The greatest weapon of the airborne soldier is surprise; the ability to strike without warning and seize objectives before the enemy has time to react. This surprise is essential, because if attacked by a large armoured enemy whilst en route to their objective, the lightly armed airborne troops can easily find themselves in difficulties without adequate artillery or armoured support to counter the threat. It is only when they have taken their objectives and established firm defensive positions that airborne soldiers are able use their excellent training to compete as equals against a numerically superior and better-equipped foe. Therefore the drop zones selected for airborne troops are usually directly alongside or no more than several miles from their objectives, enabling them to reach them as soon as possible. At Arnhem, however, the 1st Airborne Division's drop zones were between six and ten miles from the Bridge.
The main reason for this seemingly extraordinary decision was that there were no areas of land closer to the town that were at all suitable for a large-scale glider landing. In excess of six hundred gliders were to be used at Arnhem, carrying the 1st Airlanding Brigade and the Division's heavy equipment, such as Jeeps, artillery and anti-tank guns, and these needed a large expanse of firm and open ground to land upon. Despite their great distance from Arnhem, the landing zones did possess the advantages of being ideal for the purpose and easy to defend against enemy incursion whilst the vulnerable gliders were landing.
Paratroopers, however, can land anywhere; on the rooftops and in the streets of Arnhem itself, if necessary. There were plenty of areas closer to Arnhem that they could have used. One area in particular caught the eye of the Division's planners, an area of ground just over a mile to the south of the Bridge; even a small-scale landing here would have enabled the rapid capture of the Bridge which could then be held until the remainder of the Division arrived from their distant dropping points. The location of these zones, however, was a matter for the Royal Air Force and not the 1st Airborne Division, and Air Vice Marshal Hollinghurst, the commander of 38 Group, one of the air force formations which was to transport the Division into battle and supply it thereafter, refused to drop paratroopers any closer to Arnhem. His reasoning was that after the troops had been dropped, his aircraft could only begin the return to their bases by banking left, in a northerly direction; to have banked right would have led them into the path of the 82nd Airborne Division's aircraft returning from Nijmegen. If the aircraft approached too close to Arnhem, their return flight path would lead them directly over the top of a very large flak installation on the nearby Deelen Airfield, and to fly over this would result in severe losses which Transport Command could not afford. For this reason, the air force insisted on dropping all of the 1st Airborne Division roughly eight miles from Arnhem.

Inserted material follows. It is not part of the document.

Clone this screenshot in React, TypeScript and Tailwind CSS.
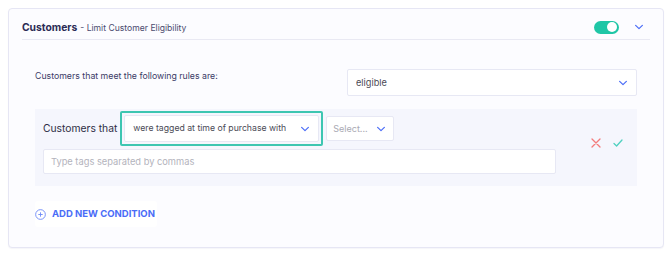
import React from "react";

const Chevron = ({ className = "" }: { className?: string }) => (
  <svg viewBox="0 0 12 8" className={className} fill="none" stroke="#4a6cf7" strokeWidth="1.6" strokeLinecap="round" strokeLinejoin="round">
    <path d="M1.5 1.8 6 6.2l4.5-4.4" />
  </svg>
);

function Select({ value, muted = false, className = "" }: { value: string; muted?: boolean; className?: string }) {
  return (
    <div className={`flex items-center justify-between rounded-[2px] border border-[#e7e8f4] bg-white ${className}`}>
      <span className={`truncate ${muted ? "text-[#a9a9b3]" : "text-[#4a4a55]"}`}>{value}</span>
      <Chevron className="h-[6px] w-[10px] shrink-0" />
    </div>
  );
}

export default function App() {
  return (
    <div className="h-[253px] w-[670px] bg-white p-[8px] font-['Inter',sans-serif]">
      <div className="h-[240px] w-[656px] rounded-[4px] border border-[#e6e6f4] bg-[#fcfcff] px-[13px] shadow-[0_1px_1px_rgba(60,60,140,0.05)]">
        {/* header */}
        <div className="flex h-[31px] items-center justify-between border-b border-[#e9e9f3] pt-[6px]">
          <div className="flex items-baseline gap-[3px] leading-[14px]">
            <span className="text-[10.3px] font-bold text-[#2b2b55]">Customers</span>
            <span className="text-[8.6px] text-[#4a4a6e]">- Limit Customer Eligibility</span>
          </div>
          <div className="flex items-center gap-[15px] pr-[6px]">
            <div className="flex h-[13px] w-[25px] items-center justify-end rounded-full bg-[#1fc6a6] px-[2px]">
              <div className="h-[10px] w-[10px] rounded-full bg-white" />
            </div>
            <Chevron className="h-[6px] w-[10px]" />
          </div>
        </div>

        {/* body */}
        <div className="px-[13px] pt-[29px]">
          <div className="flex items-start justify-between">
            <p className="mt-[1px] text-[8.75px] leading-[13px] text-[#3b3b66]">Customers that meet the following rules are:</p>
            <Select value="eligible" className="h-[27px] w-[290px] pl-[8px] pr-[8px] text-[9.2px]" />
          </div>

          <div className="mt-[13px] flex items-center bg-[#f5f6fd] pb-[12px] pl-[8px] pr-[14px] pt-[2px]">
            <div className="flex w-[513px] flex-col gap-[3px]">
              <div className="flex items-center">
                <span className="text-[10.3px] text-[#2e2e45]">Customers that</span>
                <div className="ml-[3px] rounded-[2px] border-2 border-[#3ec6b1] p-[2px]">
                  <Select value="were tagged at time of purchase with" className="h-[27px] w-[195px] pl-[8px] pr-[8px] text-[8.7px]" />
                </div>
                <Select value="Select..." muted className="ml-[3px] h-[25px] w-[68px] pl-[6px] pr-[7px] text-[9px]" />
              </div>
              <div className="flex h-[25px] items-center rounded-[2px] border border-[#e7e8f4] bg-white px-[7px] text-[9.3px] text-[#b3b3bc]">
                Type tags separated by commas
              </div>
            </div>
            <div className="ml-auto flex items-center gap-[12px]">
              <svg viewBox="0 0 10 10" className="h-[10px] w-[10px]" fill="none" stroke="#f47b7b" strokeWidth="1.3" strokeLinecap="round">
                <path d="M1 1l8 8M9 1 1 9" />
              </svg>
              <svg viewBox="0 0 10 8" className="h-[8px] w-[10px]" fill="none" stroke="#4fd1c0" strokeWidth="1.3" strokeLinecap="round" strokeLinejoin="round">
                <path d="M1 4.5 3.6 7 9 1" />
              </svg>
            </div>
          </div>

          <button className="mt-[15px] flex h-[26px] items-center gap-[6px] rounded-[3px] bg-white pr-[2px] text-[9.5px] font-bold text-[#4a6cf7]">
            <svg viewBox="0 0 12 12" className="h-[11px] w-[11px]" fill="none" stroke="#6f8af8" strokeWidth="1">
              <circle cx="6" cy="6" r="5.3" />
              <path d="M6 3.6v4.8M3.6 6h4.8" />
            </svg>
            ADD NEW CONDITION
          </button>
        </div>
      </div>
    </div>
  );
}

Worse was to come. The Allies did not have enough transport aircraft to fly thirty-five thousand airborne troops to Holland in a single airlift, and it was apparent that no less than three lifts would be required to carry all of the men and their equipment to their drop zones. The matter was further complicated by the fact that the first days of Market Garden would occur during a new Moon period, and so to avoid the inevitable shambles that would arise from dropping and assembling thousands of men in total darkness, the landings could only take place in broad daylight. All previous major airborne operations had taken place at night, with the aid of moonlight, but as the Allies enjoyed near complete air superiority in September 1944, the prospect of enemy aircraft attempting to interfere with the slow-moving and vulnerable transport aircraft was remote, and so a daylight drop was practicable.

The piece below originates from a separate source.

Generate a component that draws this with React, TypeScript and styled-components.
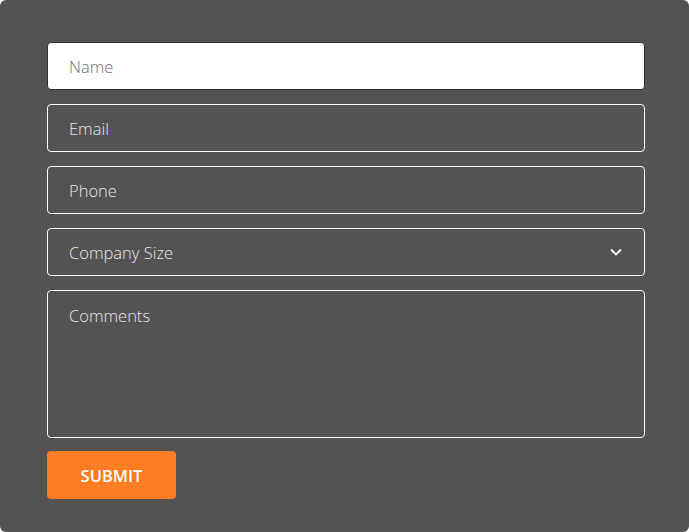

Major-General Urquhart wanted two lifts to be flown per day, however, Major-General Williams, the commander of the American IX Troop Carrier Group, which would carry all the American airborne forces and the parachute elements of the 1st Airborne Division into battle, insisted that only one lift per day should be attempted, and his assessment was supported by Lieutenant-General Brereton, the commander of the 1st Allied Airborne Army. To have flown two lifts per day would have placed an enormous strain on his air and ground crews, but it would likely also have necessitated a take-off before dawn and a return landing at night, and so Williams was perhaps more persuaded by the poor record of the ability of American aircrews to navigate in darkness; the drops in Sicily and Normandy saw paratroopers scattered many miles from their objectives, and in the case of Sicily, most gliders were ditched in the sea.
The 1st Airborne Division suffered further restrictions on the First Lift with fewer aircraft, four hundred and seventy-five, being allocated to their transport than the five hundred and twenty and five hundred and ninety given to the 82nd and 101st Airborne Divisions respectively. Much of this disproportion was as a result of the priorities of each Airborne Division; the 101st Airborne, landing at Eindhoven, took very little artillery with them on the First Lift as XXX Corps would soon be on hand to provide it, and so they gave absolute priority to taking as much infantry as possible on the first day to enable the smooth advance of the ground troops. The 1st Airborne Division were to be without any such support for at least two days, and so Major-General Urquhart decided to take the balance of his artillery in on the First Lift at the expense of additional infantry. In the event, this artillery was not especially required on the first day, and it has been said that if the guns of the 1st Airlanding Light Regiment had been left to the Second Lift then almost all of the Division's infantry strength could have been taken to Arnhem on Sunday 17th September.
In addition, the Division had lost thirty-eight of its aircraft on the First Lift because of the need to transport 1st British Airborne Corps Headquarters into battle. Despite the fact that Corps HQ were to land at Nijmegen, alongside the 82nd Airborne Division, politics dictated that their inclusion with the First Lift should be to the detriment of the British troops of the 1st Airborne Division. The decision to commit the Headquarters to the Market Garden was dubious to say the least, as their ability to exercise control over three Divisions, fighting independent actions at great distances from each other, was particularly remote. The loss of these aircraft resulted in two companies of the 2nd South Staffordshires, approximately three hundred men, being left in England until the second day.
As a result of all of the above, only half of the 1st Airborne Division was to land on the first day, and less than half of these were able to advance on the Bridge because the remainder had to defend the drop zones for twenty-four hours until the Second Lift arrived. The chief weapon of the airborne troops is surprise, and surprise is impossible to maintain when they arrive over a period of three days and march a distance of eight miles to their objectives in the face of a now fully-alerted enemy. Before a shot had been fired, the fate of Market Garden was sealed. At the time, however, enemy resistance was still expected to be minimal, and with this in mind there was no cause for grave concern.